(WRITTEN TASK) Would you transcribe the listing that follows, character for character, and omit its images?

------------------------------------------------------------

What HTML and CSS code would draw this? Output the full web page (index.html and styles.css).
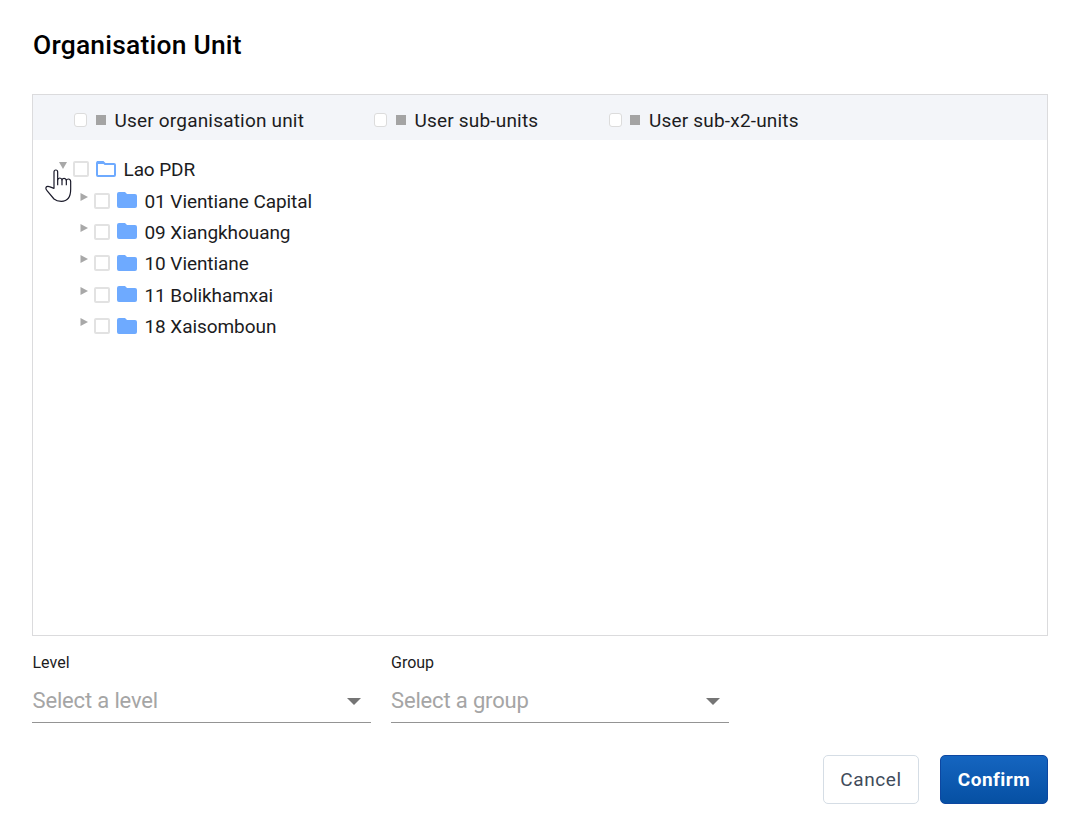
FILE: index.html
```html
<!DOCTYPE html>
<html lang="en">
<head>
<meta charset="utf-8">
<title>Organisation Unit</title>
<link rel="stylesheet" href="styles.css">
</head>
<body>
<main class="dialog">
  <h1 class="title">Organisation Unit</h1>
  <section class="panel">
    <div class="toolbar">
      <label class="option unit"><i class="check"></i><i class="square"></i><span>User organisation unit</span></label>
      <label class="option sub"><i class="check"></i><i class="square"></i><span>User sub-units</span></label>
      <label class="option"><i class="check"></i><i class="square"></i><span>User sub-x2-units</span></label>
    </div>
    <div class="tree">
      <div class="node root"><svg class="arrow" viewBox="0 0 8 8"><path d="M0 1h8L4 8z"/></svg><i class="box"></i><svg class="folder" viewBox="0 0 22 18"><path class="open" d="M3 2h5l2 2h9q1 0 1 1v10q0 1-1 1H3q-1 0-1-1V3q0-1 1-1z"/><path d="M2 1h6l2 3H2z"/></svg><span>Lao PDR</span></div>
      <div class="node"><svg class="arrow" viewBox="0 0 8 8"><path d="M.5 0v8L8 4z"/></svg><i class="box"></i><svg class="folder" viewBox="0 0 22 18"><path d="M3 1h6l2 2h8q2 0 2 2v10q0 2-2 2H3q-2 0-2-2V3q0-2 2-2z"/></svg><span>01 Vientiane Capital</span></div>
      <div class="node"><svg class="arrow" viewBox="0 0 8 8"><path d="M.5 0v8L8 4z"/></svg><i class="box"></i><svg class="folder" viewBox="0 0 22 18"><path d="M3 1h6l2 2h8q2 0 2 2v10q0 2-2 2H3q-2 0-2-2V3q0-2 2-2z"/></svg><span>09 Xiangkhouang</span></div>
      <div class="node"><svg class="arrow" viewBox="0 0 8 8"><path d="M.5 0v8L8 4z"/></svg><i class="box"></i><svg class="folder" viewBox="0 0 22 18"><path d="M3 1h6l2 2h8q2 0 2 2v10q0 2-2 2H3q-2 0-2-2V3q0-2 2-2z"/></svg><span>10 Vientiane</span></div>
      <div class="node"><svg class="arrow" viewBox="0 0 8 8"><path d="M.5 0v8L8 4z"/></svg><i class="box"></i><svg class="folder" viewBox="0 0 22 18"><path d="M3 1h6l2 2h8q2 0 2 2v10q0 2-2 2H3q-2 0-2-2V3q0-2 2-2z"/></svg><span>11 Bolikhamxai</span></div>
      <div class="node"><svg class="arrow" viewBox="0 0 8 8"><path d="M.5 0v8L8 4z"/></svg><i class="box"></i><svg class="folder" viewBox="0 0 22 18"><path d="M3 1h6l2 2h8q2 0 2 2v10q0 2-2 2H3q-2 0-2-2V3q0-2 2-2z"/></svg><span>18 Xaisomboun</span></div>
    </div>
  </section>
  <div class="fields">
    <div class="field"><div class="label">Level</div><div class="select"><span>Select a level</span><svg class="caret" viewBox="0 0 14 7"><path d="M0 0h14L7 7z"/></svg></div></div>
    <div class="field"><div class="label">Group</div><div class="select"><span>Select a group</span><svg class="caret" viewBox="0 0 14 7"><path d="M0 0h14L7 7z"/></svg></div></div>
  </div>
  <div class="actions"><button class="button cancel">Cancel</button><button class="button confirm">Confirm</button></div>
</main>
<svg class="pointer" viewBox="0 0 84 102"><path d="M30 61V12q0-6 5.500-6t5.500 6v24q1-6 6.500-6t6.500 6q1-5 6.500-5t6.500 6q1-4 6.500-4t6.500 7v24q0 36-28 36-14 0-22-7L9 68q-5-5-3-10 3-5 10-2z"/><path d="M41 34v18M54 35v17M67 37v15"/></svg>
</body>
</html>
```
FILE: styles.css
```css
* { box-sizing: border-box; }
body { margin: 0; background: #fff; color: #1c1c1e; font-family: Roboto, sans-serif; }
.dialog { width: 1077px; height: 834px; padding: 30px 29px 0 32px; overflow: hidden; }
.title { margin: 0 0 34px; height: 30px; padding-left: 1px; font-size: 26.4px; line-height: 30px; font-weight: 500; letter-spacing: .23px; color: #000; }
.panel { height: 542px; border: 1px solid #dbdbdd; }
.toolbar { display: flex; height: 45px; padding: 6px 0 0 41px; background: #f3f5f9; }
.option { display: flex; align-items: center; height: 38px; font-size: 19px; letter-spacing: .19px; }
.unit { width: 300px; }
.sub { width: 234.5px; }
.check { width: 13px; height: 14px; border: 1px solid #dcdcdc; border-radius: 3px; background: #fff; }
.square { width: 10px; height: 10px; margin: 0 9px 0 8.500px; background: #a4a4a4; }
.tree { padding: 14px 0 0 47px; }
.node { display: flex; align-items: center; height: 31.4px; font-size: 19px; letter-spacing: -.07px; white-space: pre; }
.root { margin-left: -21px; letter-spacing: -.1px; }
.arrow { width: 8px; height: 8px; margin: -9px 6px 0 0; fill: #a8a8a8; }
.node:not(.root) .arrow { margin-left: -.5px; margin-right: 6.5px; }
.box { width: 16px; height: 16px; margin-top: -1px; border: 2px solid #e2e2e2; border-radius: 2px; }
.folder { width: 22px; height: 18px; margin: -2px 6.5px 0 6px; fill: #6eaaff; }
.open { fill: none; stroke: #6eaaff; stroke-width: 2; }
.fields { display: flex; gap: 20px; margin-top: 17px; }
.field { width: 339px; }
.field + .field { width: 338px; }
.label { height: 20px; line-height: 20px; font-size: 16px; }
.field:first-child span, .field:first-child .label { padding-left: .5px; }
.select { display: flex; justify-content: space-between; align-items: center; height: 50px; padding: 5px 10px 0 0; border-bottom: 1px solid #949494; color: #a5a5a5; font-size: 22px; letter-spacing: -.16px; }
.field + .field .select { padding-right: 9px; }
.caret { width: 14px; height: 7px; margin-top: 3px; fill: #757575; }
.actions { display: flex; justify-content: flex-end; gap: 21px; margin-top: 32px; }
.button { height: 49px; padding: 0; border: 1px solid #d5dde5; border-radius: 5px; background: #fff; color: #404b5a; font: 400 19px Roboto, sans-serif; letter-spacing: .65px; }
.cancel { width: 96px; }
.confirm { width: 108px; border-color: #0d47a1; background: linear-gradient(#1565c0, #0650a3); color: #fff; font-weight: 700; letter-spacing: .5px; }
.pointer { position: absolute; left: 44px; top: 168px; width: 28px; height: 34px; fill: #fff; stroke: #1a1a2a; stroke-width: 3.6; stroke-linejoin: round; }
```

------------------------------------------------------------

(CORRECT OUTPUT)
What HTML and CSS code would draw this? Output the full web page (index.html and styles.css).
FILE: index.html
```html
<!DOCTYPE html>
<html lang="en">
<head>
<meta charset="utf-8">
<title>Organisation Unit</title>
<link rel="stylesheet" href="styles.css">
</head>
<body>
<main class="dialog">
  <h1 class="title">Organisation Unit</h1>
  <section class="panel">
    <div class="toolbar">
      <label class="option unit"><i class="check"></i><i class="square"></i><span>User organisation unit</span></label>
      <label class="option sub"><i class="check"></i><i class="square"></i><span>User sub-units</span></label>
      <label class="option"><i class="check"></i><i class="square"></i><span>User sub-x2-units</span></label>
    </div>
    <div class="tree">
      <div class="node root"><svg class="arrow" viewBox="0 0 8 8"><path d="M0 1h8L4 8z"/></svg><i class="box"></i><svg class="folder" viewBox="0 0 22 18"><path class="open" d="M3 2h5l2 2h9q1 0 1 1v10q0 1-1 1H3q-1 0-1-1V3q0-1 1-1z"/><path d="M2 1h6l2 3H2z"/></svg><span>Lao PDR</span></div>
      <div class="node"><svg class="arrow" viewBox="0 0 8 8"><path d="M.5 0v8L8 4z"/></svg><i class="box"></i><svg class="folder" viewBox="0 0 22 18"><path d="M3 1h6l2 2h8q2 0 2 2v10q0 2-2 2H3q-2 0-2-2V3q0-2 2-2z"/></svg><span>01 Vientiane Capital</span></div>
      <div class="node"><svg class="arrow" viewBox="0 0 8 8"><path d="M.5 0v8L8 4z"/></svg><i class="box"></i><svg class="folder" viewBox="0 0 22 18"><path d="M3 1h6l2 2h8q2 0 2 2v10q0 2-2 2H3q-2 0-2-2V3q0-2 2-2z"/></svg><span>09 Xiangkhouang</span></div>
      <div class="node"><svg class="arrow" viewBox="0 0 8 8"><path d="M.5 0v8L8 4z"/></svg><i class="box"></i><svg class="folder" viewBox="0 0 22 18"><path d="M3 1h6l2 2h8q2 0 2 2v10q0 2-2 2H3q-2 0-2-2V3q0-2 2-2z"/></svg><span>10 Vientiane</span></div>
      <div class="node"><svg class="arrow" viewBox="0 0 8 8"><path d="M.5 0v8L8 4z"/></svg><i class="box"></i><svg class="folder" viewBox="0 0 22 18"><path d="M3 1h6l2 2h8q2 0 2 2v10q0 2-2 2H3q-2 0-2-2V3q0-2 2-2z"/></svg><span>11 Bolikhamxai</span></div>
      <div class="node"><svg class="arrow" viewBox="0 0 8 8"><path d="M.5 0v8L8 4z"/></svg><i class="box"></i><svg class="folder" viewBox="0 0 22 18"><path d="M3 1h6l2 2h8q2 0 2 2v10q0 2-2 2H3q-2 0-2-2V3q0-2 2-2z"/></svg><span>18 Xaisomboun</span></div>
    </div>
  </section>
  <div class="fields">
    <div class="field"><div class="label">Level</div><div class="select"><span>Select a level</span><svg class="caret" viewBox="0 0 14 7"><path d="M0 0h14L7 7z"/></svg></div></div>
    <div class="field"><div class="label">Group</div><div class="select"><span>Select a group</span><svg class="caret" viewBox="0 0 14 7"><path d="M0 0h14L7 7z"/></svg></div></div>
  </div>
  <div class="actions"><button class="button cancel">Cancel</button><button class="button confirm">Confirm</button></div>
</main>
<svg class="pointer" viewBox="0 0 84 102"><path d="M30 61V12q0-6 5.500-6t5.500 6v24q1-6 6.500-6t6.500 6q1-5 6.500-5t6.500 6q1-4 6.500-4t6.500 7v24q0 36-28 36-14 0-22-7L9 68q-5-5-3-10 3-5 10-2z"/><path d="M41 34v18M54 35v17M67 37v15"/></svg>
</body>
</html>
```
FILE: styles.css
```css
* { box-sizing: border-box; }
body { margin: 0; background: #fff; color: #1c1c1e; font-family: Roboto, sans-serif; }
.dialog { width: 1077px; height: 834px; padding: 30px 29px 0 32px; overflow: hidden; }
.title { margin: 0 0 34px; height: 30px; padding-left: 1px; font-size: 26.4px; line-height: 30px; font-weight: 500; letter-spacing: .23px; color: #000; }
.panel { height: 542px; border: 1px solid #dbdbdd; }
.toolbar { display: flex; height: 45px; padding: 6px 0 0 41px; background: #f3f5f9; }
.option { display: flex; align-items: center; height: 38px; font-size: 19px; letter-spacing: .19px; }
.unit { width: 300px; }
.sub { width: 234.5px; }
.check { width: 13px; height: 14px; border: 1px solid #dcdcdc; border-radius: 3px; background: #fff; }
.square { width: 10px; height: 10px; margin: 0 9px 0 8.500px; background: #a4a4a4; }
.tree { padding: 14px 0 0 47px; }
.node { display: flex; align-items: center; height: 31.4px; font-size: 19px; letter-spacing: -.07px; white-space: pre; }
.root { margin-left: -21px; letter-spacing: -.1px; }
.arrow { width: 8px; height: 8px; margin: -9px 6px 0 0; fill: #a8a8a8; }
.node:not(.root) .arrow { margin-left: -.5px; margin-right: 6.5px; }
.box { width: 16px; height: 16px; margin-top: -1px; border: 2px solid #e2e2e2; border-radius: 2px; }
.folder { width: 22px; height: 18px; margin: -2px 6.5px 0 6px; fill: #6eaaff; }
.open { fill: none; stroke: #6eaaff; stroke-width: 2; }
.fields { display: flex; gap: 20px; margin-top: 17px; }
.field { width: 339px; }
.field + .field { width: 338px; }
.label { height: 20px; line-height: 20px; font-size: 16px; }
.field:first-child span, .field:first-child .label { padding-left: .5px; }
.select { display: flex; justify-content: space-between; align-items: center; height: 50px; padding: 5px 10px 0 0; border-bottom: 1px solid #949494; color: #a5a5a5; font-size: 22px; letter-spacing: -.16px; }
.field + .field .select { padding-right: 9px; }
.caret { width: 14px; height: 7px; margin-top: 3px; fill: #757575; }
.actions { display: flex; justify-content: flex-end; gap: 21px; margin-top: 32px; }
.button { height: 49px; padding: 0; border: 1px solid #d5dde5; border-radius: 5px; background: #fff; color: #404b5a; font: 400 19px Roboto, sans-serif; letter-spacing: .65px; }
.cancel { width: 96px; }
.confirm { width: 108px; border-color: #0d47a1; background: linear-gradient(#1565c0, #0650a3); color: #fff; font-weight: 700; letter-spacing: .5px; }
.pointer { position: absolute; left: 44px; top: 168px; width: 28px; height: 34px; fill: #fff; stroke: #1a1a2a; stroke-width: 3.6; stroke-linejoin: round; }
```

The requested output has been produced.